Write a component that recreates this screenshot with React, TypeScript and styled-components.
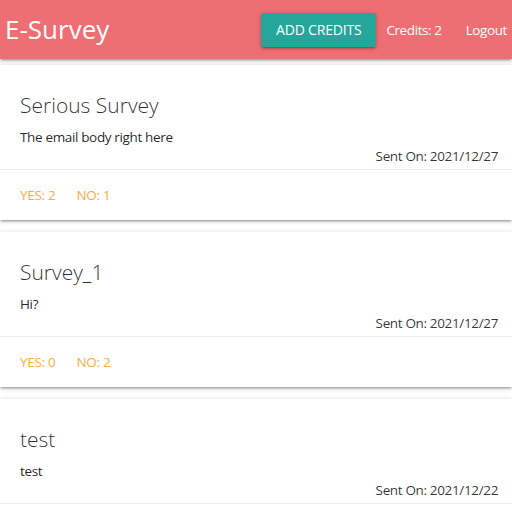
import React from "react";
import styled, { createGlobalStyle } from "styled-components";

const GlobalStyle = createGlobalStyle`
  html, body { margin: 0; padding: 0; background: #ffffff; }
  body {
    font-family: "Open Sans", "Noto Sans", "Liberation Sans", sans-serif;
    color: rgba(0, 0, 0, 0.87);
  }
  * { box-sizing: border-box; }
`;

const Nav = styled.nav`
  height: 59px;
  background: #ee6e73;
  display: flex;
  align-items: center;
  padding: 0 5px;
  box-shadow: 0 2px 2px 0 rgba(0, 0, 0, 0.14), 0 3px 1px -2px rgba(0, 0, 0, 0.12),
    0 1px 5px 0 rgba(0, 0, 0, 0.2);
  position: relative;
  z-index: 1;
`;

const Brand = styled.a`
  color: #fff;
  font-size: 26px;
  line-height: 59px;
  text-decoration: none;
`;

const NavRight = styled.div`
  margin-left: auto;
  display: flex;
  align-items: center;
`;

const Button = styled.button`
  height: 34px;
  padding: 0 15px;
  border: none;
  border-radius: 2px;
  background: #26a69a;
  color: #fff;
  font-family: inherit;
  font-size: 14px;
  letter-spacing: -0.2px;
  text-transform: uppercase;
  box-shadow: 0 2px 2px 0 rgba(0, 0, 0, 0.14), 0 3px 1px -2px rgba(0, 0, 0, 0.12),
    0 1px 5px 0 rgba(0, 0, 0, 0.2);
  margin-right: 10px;
`;

const NavLink = styled.a<{ $gap?: number }>`
  color: #fff;
  font-size: 13.5px;
  letter-spacing: -0.4px;
  text-decoration: none;
  margin-left: ${(p) => p.$gap ?? 0}px;
`;

const List = styled.main`
  display: flex;
  flex-direction: column;
  gap: 12px;
  padding-top: 6px;
`;

const Card = styled.section`
  background: #fff;
  box-shadow: 0 2px 2px 0 rgba(0, 0, 0, 0.14), 0 3px 1px -2px rgba(0, 0, 0, 0.12),
    0 1px 5px 0 rgba(0, 0, 0, 0.2);
`;

const Content = styled.div`
  padding: 24px 14px 3px 20px;
`;

const Title = styled.h2`
  margin: 0 0 6px;
  font-size: 21px;
  font-weight: 300;
  line-height: 32px;
  color: rgba(0, 0, 0, 0.82);
`;

const Body = styled.p`
  margin: 0;
  font-size: 13.5px;
  letter-spacing: -0.35px;
  line-height: 20px;
`;

const Sent = styled.p`
  margin: 0;
  font-size: 13.5px;
  letter-spacing: -0.35px;
  line-height: 19px;
  text-align: right;
  color: rgba(0, 0, 0, 0.8);
`;

const Action = styled.div`
  border-top: 1px solid rgba(160, 160, 160, 0.2);
  padding: 16px 20px;
  display: flex;
  gap: 21px;
`;

const Count = styled.a`
  color: #ffab40;
  font-size: 13.5px;
  letter-spacing: -0.3px;
  line-height: 18px;
  text-transform: uppercase;
`;

const surveys = [
  { title: "Serious Survey", body: "The email body right here", date: "2021/12/27", yes: 2, no: 1 },
  { title: "Survey_1", body: "Hi?", date: "2021/12/27", yes: 0, no: 2 },
  { title: "test", body: "test", date: "2021/12/22", yes: 0, no: 0 },
];

export default function App() {
  return (
    <>
      <GlobalStyle />
      <Nav>
        <Brand>E-Survey</Brand>
        <NavRight>
          <Button>Add Credits</Button>
          <NavLink>Credits: 2</NavLink>
          <NavLink $gap={24}>Logout</NavLink>
        </NavRight>
      </Nav>
      <List>
        {surveys.map((s, i) => (
          <Card key={i}>
            <Content>
              <Title>{s.title}</Title>
              <Body>{s.body}</Body>
              <Sent>Sent On: {s.date}</Sent>
            </Content>
            <Action>
              <Count>Yes: {s.yes}</Count>
              <Count>No: {s.no}</Count>
            </Action>
          </Card>
        ))}
      </List>
    </>
  );
}
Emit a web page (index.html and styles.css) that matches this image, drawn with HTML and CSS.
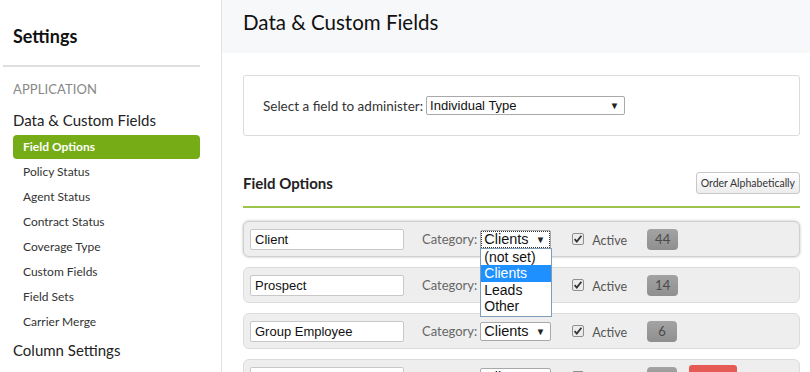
FILE: index.html
```html
<!DOCTYPE html>
<html>
<head>
<meta charset="utf-8">
<link rel="stylesheet" href="styles.css">
</head>
<body>
<div class="app">
  <aside class="sidebar">
    <h1 class="side-title">Settings</h1>
    <div class="side-divider"></div>
    <div class="side-section">APPLICATION</div>
    <div class="side-group">Data &amp; Custom Fields</div>
    <div class="side-item active">Field Options</div>
    <div class="side-item">Policy Status</div>
    <div class="side-item">Agent Status</div>
    <div class="side-item">Contract Status</div>
    <div class="side-item">Coverage Type</div>
    <div class="side-item">Custom Fields</div>
    <div class="side-item">Field Sets</div>
    <div class="side-item">Carrier Merge</div>
    <div class="side-group col">Column Settings</div>
  </aside>
  <main class="main">
    <header class="main-header">Data &amp; Custom Fields</header>
    <div class="content">
      <div class="panel">
        <span class="panel-label">Select a field to administer:</span>
        <div class="select wide"><span>Individual Type</span><span class="arrow">▼</span></div>
      </div>
      <div class="section-head">
        <h2 class="section-title">Field Options</h2>
        <button class="btn">Order Alphabetically</button>
      </div>
      <div class="rows">
        <div class="row focused">
          <div class="input">Client</div>
          <span class="cat-label">Category:</span>
          <div class="select small focus"><span>Clients</span><span class="arrow">▼</span>
            <div class="dropdown">
              <div class="opt">(not set)</div>
              <div class="opt sel">Clients</div>
              <div class="opt">Leads</div>
              <div class="opt">Other</div>
            </div>
          </div>
          <span class="check"><svg width="12" height="12" viewBox="0 0 12 12"><rect x="0.5" y="0.5" width="11" height="11" rx="1.5" fill="#ececec" stroke="#8f8f8f"/><path d="M2.6 6.2 L4.8 8.6 L9.4 2.8" fill="none" stroke="#333" stroke-width="1.8"/></svg></span>
          <span class="active-label">Active</span>
          <span class="badge">44</span>
        </div>
        <div class="row">
          <div class="input">Prospect</div>
          <span class="cat-label">Category:</span>
          <div class="select small"><span>Clients</span><span class="arrow">▼</span></div>
          <span class="check"><svg width="12" height="12" viewBox="0 0 12 12"><rect x="0.5" y="0.5" width="11" height="11" rx="1.5" fill="#ececec" stroke="#8f8f8f"/><path d="M2.6 6.2 L4.8 8.6 L9.4 2.8" fill="none" stroke="#333" stroke-width="1.8"/></svg></span>
          <span class="active-label">Active</span>
          <span class="badge">14</span>
        </div>
        <div class="row">
          <div class="input">Group Employee</div>
          <span class="cat-label">Category:</span>
          <div class="select small"><span>Clients</span><span class="arrow">▼</span></div>
          <span class="check"><svg width="12" height="12" viewBox="0 0 12 12"><rect x="0.5" y="0.5" width="11" height="11" rx="1.5" fill="#ececec" stroke="#8f8f8f"/><path d="M2.6 6.2 L4.8 8.6 L9.4 2.8" fill="none" stroke="#333" stroke-width="1.8"/></svg></span>
          <span class="active-label">Active</span>
          <span class="badge">6</span>
        </div>
        <div class="row">
          <div class="input">Medicare Client</div>
          <span class="cat-label">Category:</span>
          <div class="select small"><span>Clients</span><span class="arrow">▼</span></div>
          <span class="check"><svg width="12" height="12" viewBox="0 0 12 12"><rect x="0.5" y="0.5" width="11" height="11" rx="1.5" fill="#ececec" stroke="#8f8f8f"/><path d="M2.6 6.2 L4.8 8.6 L9.4 2.8" fill="none" stroke="#333" stroke-width="1.8"/></svg></span>
          <span class="active-label">Active</span>
          <span class="badge">2</span>
          <span class="btn-red">Delete</span>
        </div>
      </div>
    </div>
  </main>
</div>
</body>
</html>
```

FILE: styles.css
```css
* { box-sizing: border-box; }
html, body { margin: 0; padding: 0; }
body {
  font-family: Lato, "Open Sans", sans-serif;
  color: #333;
  background: #fff;
  width: 810px;
  height: 372px;
  overflow: hidden;
}
.app { display: flex; height: 372px; overflow: hidden; }

.sidebar {
  width: 222px;
  flex: none;
  border-right: 1px solid #e2e2e2;
  padding: 25px 21px 0 13px;
}
.side-title {
  margin: 0;
  font-size: 18px;
  line-height: 22px;
  font-weight: 700;
  color: #111;
}
.side-divider {
  height: 2px;
  background: #dedede;
  margin: 18px 0 0 -10px;
}
.side-section {
  margin-top: 14px;
  font-size: 13px;
  line-height: 16px;
  color: #888;
  letter-spacing: 0.1px;
}
.side-group {
  margin-top: 13px;
  font-size: 15px;
  line-height: 20px;
  color: #222;
}
.side-group.col { margin-top: 3px; line-height: 26px; }
.side-item {
  font-size: 12px;
  line-height: 25px;
  padding-left: 10px;
  color: #333;
}
.side-item.active {
  margin-top: 5px;
  background: #76ad17;
  color: #fff;
  font-weight: 700;
  border-radius: 4px;
  line-height: 24px;
}

.main { flex: 1; min-width: 0; overflow: hidden; }
.main-header {
  height: 53px;
  background: #f7f8fa;
  padding: 10px 0 0 21px;
  font-size: 20.5px;
  line-height: 24px;
  color: #111;
}
.content { padding: 22px 10px 0 21px; }

.panel {
  height: 61px;
  border: 1px solid #dcdcdc;
  border-radius: 3px;
  display: flex;
  align-items: center;
  padding-left: 19px;
  gap: 3px;
}
.panel-label { font-size: 13.5px; color: #333; }

.select {
  position: relative;
  display: flex;
  align-items: center;
  justify-content: space-between;
  background: #fff;
  border: 1px solid #a9a9a9;
  border-radius: 2px;
  font-family: Arial, "Liberation Sans", sans-serif;
  color: #111;
  padding: 0 5px 0 3px;
}
.select.wide { width: 199px; height: 19px; font-size: 13px; }
.arrow { font-size: 9.5px; color: #222; }
.select.small { width: 71px; height: 19px; font-size: 14.5px; }
.select.focus { outline: 1px dotted #333; outline-offset: -2px; border-color: #a9a9a9; }

.section-head {
  margin-top: 36px;
  height: 21px;
  display: flex;
  align-items: center;
  justify-content: space-between;
}
.section-title {
  margin: 0;
  font-size: 15px;
  font-weight: 700;
  color: #222;
}
.btn {
  height: 22px;
  padding: 0 4px;
  border: 1px solid #c8c8c8;
  border-radius: 3px;
  background: linear-gradient(#fff, #ececec);
  font-family: Lato, sans-serif;
  font-size: 10.5px;
  color: #333;
}
.rows {
  margin-top: 13px;
  border-top: 2px solid #9cc44a;
  padding-top: 13px;
  display: flex;
  flex-direction: column;
  gap: 10px;
}
.row {
  height: 36px;
  flex: none;
  display: flex;
  align-items: center;
  background: #eee;
  border: 1px solid #dcdcdc;
  border-radius: 6px;
  padding-left: 6px;
}
.row.focused {
  border-color: #cfcfcf;
  box-shadow: 0 0 2px 1px rgba(0,0,0,0.12);
}
.input {
  width: 154px;
  height: 21px;
  background: #fff;
  border: 1px solid #c8c8c8;
  border-radius: 2px;
  font-family: Arial, "Liberation Sans", sans-serif;
  font-size: 13px;
  line-height: 19px;
  color: #111;
  padding-left: 4px;
  overflow: hidden;
  white-space: nowrap;
}
.cat-label {
  margin-left: 18px;
  font-size: 13px;
  color: #666;
  margin-right: 3px;
}
.check { margin-left: 21px; display: flex; }
.active-label { margin-left: 8px; font-size: 12.5px; color: #555; margin-top: 2px; }
.badge {
  margin-left: 20px;
  min-width: 30px;
  height: 21px;
  padding: 0 8px;
  border-radius: 4px;
  background: linear-gradient(#a3a3a3, #8f8f8f);
  color: #4a4a4a;
  font-size: 13px;
  line-height: 21px;
  text-align: center;
}
.btn-red {
  margin-left: 12px;
  width: 48px;
  height: 24px;
  border-radius: 3px;
  background: #e55a55;
  color: #fff;
  font-size: 12px;
  line-height: 24px;
  text-align: center;
}
.dropdown {
  position: absolute;
  left: -1px;
  top: 17px;
  width: 72px;
  background: #fff;
  border: 1px solid #7f9db9;
  z-index: 5;
  padding: 0 0 1px;
}
.opt {
  font-family: Arial, "Liberation Sans", sans-serif;
  font-size: 14px;
  line-height: 16.5px;
  padding-left: 3px;
  color: #111;
}
.opt.sel { background: #1e90ff; color: #fff; }
```
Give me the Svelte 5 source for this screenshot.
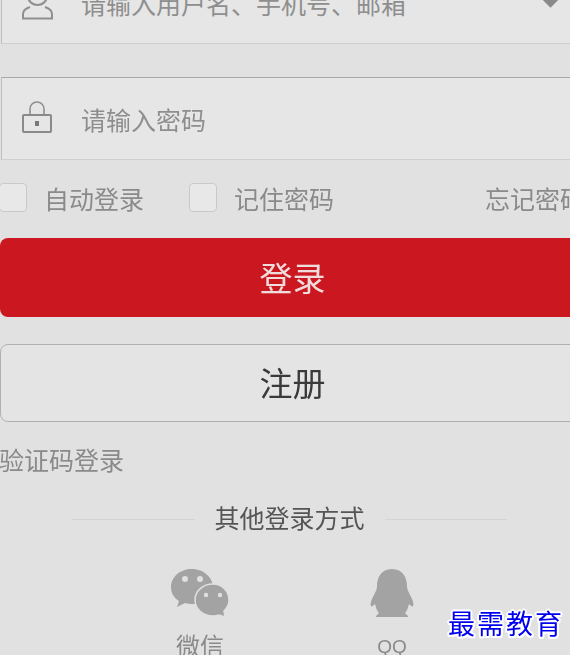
<script lang="ts">
  const options = [
    { label: '自动登录', width: 190 },
    { label: '记住密码', width: 0 }
  ];
</script>

<div class="page">
  <div class="form">
    <div class="field first">
      <svg class="icon user" viewBox="0 0 31 40" width="31" height="40">
        <circle cx="15.5" cy="14" r="10" fill="none" stroke="#8f8f8f" stroke-width="2" />
        <path d="M8 26c-3 1-7 3-7 7v4.5h29V33c0-4-4-6-7-7" fill="none" stroke="#8f8f8f" stroke-width="2" />
      </svg>
      <span class="placeholder">请输入用户名、手机号、邮箱</span>
      <span class="caret"></span>
    </div>

    <div class="field second">
      <svg class="icon lock" viewBox="0 0 30 32" width="30" height="32">
        <path d="M8 14V8a7 7 0 0 1 14 0v6" fill="none" stroke="#8f8f8f" stroke-width="1.6" />
        <rect x="1" y="14" width="28" height="17" rx="1" fill="none" stroke="#8a8a8a" stroke-width="2" />
        <rect x="13" y="20" width="4" height="5" fill="#777" />
      </svg>
      <span class="placeholder">请输入密码</span>
    </div>

    <div class="options">
      {#each options as opt}
        <label class="check" style:width={opt.width ? opt.width + 'px' : 'auto'}>
          <span class="box"></span>
          <span>{opt.label}</span>
        </label>
      {/each}
      <span class="forgot">忘记密码</span>
    </div>

    <button class="btn primary">登录</button>
    <button class="btn secondary">注册</button>

    <div class="sms">验证码登录</div>

    <div class="divider">
      <span class="line"></span>
      <span class="divider-text">其他登录方式</span>
      <span class="line"></span>
    </div>

    <div class="social">
      <div class="social-item">
        <svg viewBox="0 0 60 48" width="60" height="48">
          <path d="M22 0C10 0 1 8 1 18c0 6 3 11 8 14l-2 6 8-4c2 .6 5 1 8 1 10 0 20-8 20-17S34 0 22 0z" fill="#a3a3a3" />
          <circle cx="15" cy="10" r="3" fill="#e0e0e0" />
          <circle cx="30" cy="10" r="3" fill="#e0e0e0" />
          <path d="M43 15c-10 0-18 7-18 16s8 16 18 16c2 0 4-.3 6-1l6 2-1-6c3-3 5-7 5-11 0-9-7-16-16-16z" fill="#a3a3a3" stroke="#e0e0e0" stroke-width="1.5" />
          <circle cx="36" cy="26" r="2.2" fill="#e0e0e0" />
          <circle cx="50" cy="26" r="2.2" fill="#e0e0e0" />
        </svg>
        <span>微信</span>
      </div>
      <div class="social-item">
        <svg viewBox="0 0 44 48" width="44" height="48">
          <path d="M22 0C11 0 7 9 7 17c0 3-1 5-3 9-3 5-4 9-3 11 1 1 2 0 4-2 1 4 2 7 4 9l-3 3v1h32v-1l-3-3c2-2 3-5 4-9 2 2 3 3 4 2 1-2 0-6-3-11-2-4-3-6-3-9 0-8-4-17-15-17z" fill="#a3a3a3" />
        </svg>
        <span class="qq">QQ</span>
      </div>
    </div>
  </div>

  <div class="watermark">最需教育</div>
</div>

<style>
  :global(body) {
    margin: 0;
    background: #e1e1e1;
  }
  .page {
    position: relative;
    width: 570px;
    height: 655px;
    overflow: hidden;
    background: #e1e1e1;
    font-family: "Liberation Sans", "Noto Sans CJK SC", sans-serif;
  }
  .form {
    width: 585px;
    margin-top: -39px;
    filter: blur(0.7px);
  }
  .field {
    display: flex;
    align-items: center;
    box-sizing: border-box;
    height: 83px;
    margin-left: 1px;
    padding-left: 20px;
    background: #e6e6e6;
    border: 1px solid #bdbdbd;
    border-top-color: #a8a8a8;
    border-bottom-color: #cfcfcf;
    border-right: none;
  }
  .field.second {
    margin-top: 33px;
  }
  .icon {
    flex: none;
  }
  .icon.user {
    margin-top: -3px;
    margin-right: -1px;
  }
  .icon.lock {
    margin-top: -4px;
  }
  .placeholder {
    margin-left: 29px;
    font-size: 25px;
    color: #8e8e8e;
  }
  .caret {
    width: 13px;
    height: 13px;
    margin-left: auto;
    margin-right: 28px;
    margin-top: -9px;
    background: #8a8a8a;
    transform: rotate(45deg);
  }
  .options {
    display: flex;
    align-items: center;
    height: 29px;
    margin-top: 23px;
    font-size: 25px;
    color: #8a8a8a;
  }
  .check {
    display: flex;
    align-items: center;
    gap: 17px;
  }
  .box {
    box-sizing: border-box;
    width: 28px;
    height: 29px;
    margin-left: -1px;
    background: #e8e8e8;
    border: 1px solid #c9c9c9;
    border-radius: 4px;
  }
  .forgot {
    margin-left: auto;
  }
  .btn {
    display: block;
    box-sizing: border-box;
    width: 100%;
    font-family: inherit;
    font-size: 33px;
    padding: 0 0 2px;
  }
  .primary {
    height: 79px;
    margin-top: 26px;
    color: #f0dcdc;
    background: #cb1820;
    border: none;
    border-radius: 8px;
  }
  .secondary {
    height: 78px;
    margin-top: 27px;
    padding-bottom: 3px;
    color: #3a3a3a;
    background: #e4e4e4;
    border: 1px solid #b0b0b0;
    border-radius: 8px;
  }
  .sms {
    margin-top: 21px;
    margin-left: -1px;
    font-size: 25px;
    line-height: 36px;
    color: #8a8a8a;
  }
  .divider {
    display: flex;
    align-items: center;
    gap: 20px;
    width: 435px;
    margin: 22px 0 0 72px;
  }
  .line {
    flex: 1;
    height: 1px;
    background: #d4d4d4;
  }
  .divider-text {
    font-size: 25px;
    line-height: 36px;
    color: #555;
  }
  .social {
    display: grid;
    grid-template-columns: 192px 192px;
    margin: 32px 0 0 104px;
  }
  .social-item {
    display: flex;
    flex-direction: column;
    align-items: center;
    gap: 14px;
    font-size: 24px;
    line-height: 32px;
    color: #8a8a8a;
  }
  .qq {
    font-size: 19px;
  }
  .watermark {
    position: absolute;
    right: 6px;
    bottom: 16px;
    font-family: "Noto Sans CJK SC", sans-serif;
    font-size: 27px;
    line-height: 32px;
    letter-spacing: 2px;
    color: #0000ee;
    text-shadow: 2px 0 #fff, -2px 0 #fff, 0 2px #fff, 0 -2px #fff, 1.5px 1.5px #fff, -1.5px -1.5px #fff, 1.5px -1.5px #fff, -1.5px 1.5px #fff;
  }
</style>
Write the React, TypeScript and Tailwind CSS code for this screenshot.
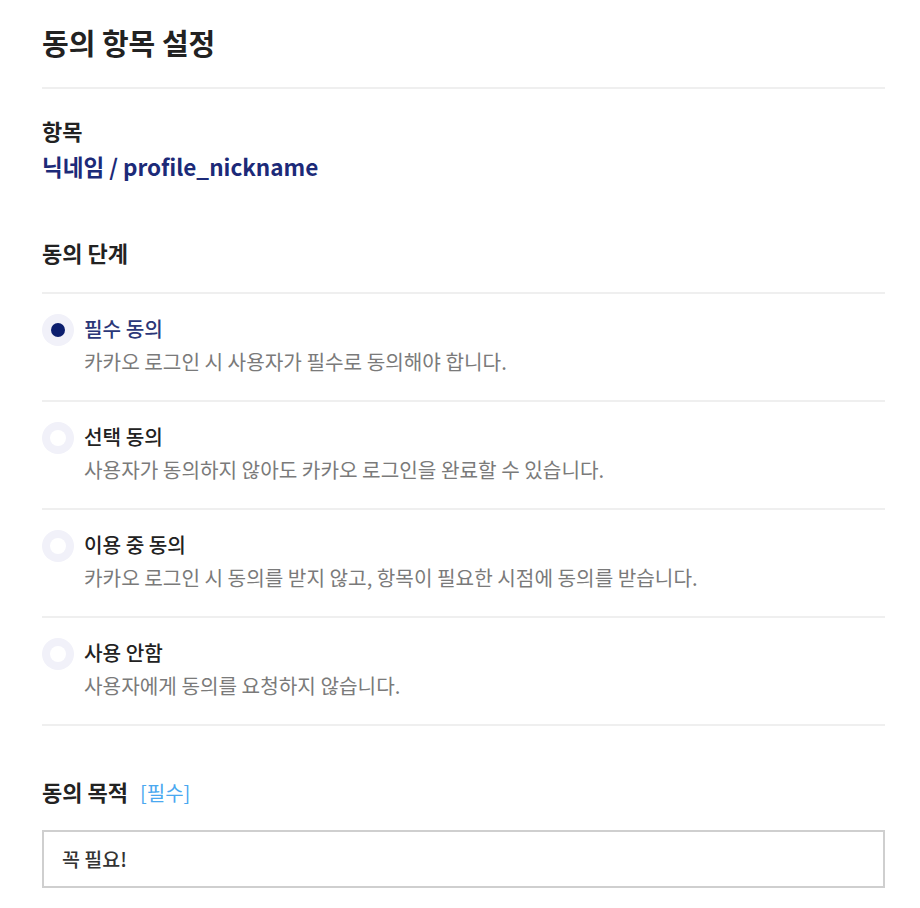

**WHAT YOU WILL DO:** Extract every line containing the string "page" from the data above.

**RESULT FOR THIS EXERCISE:**
Emit a web page (index.html and styles.css) that matches this image, drawn with HTML and CSS.
<div class="page">
  .page {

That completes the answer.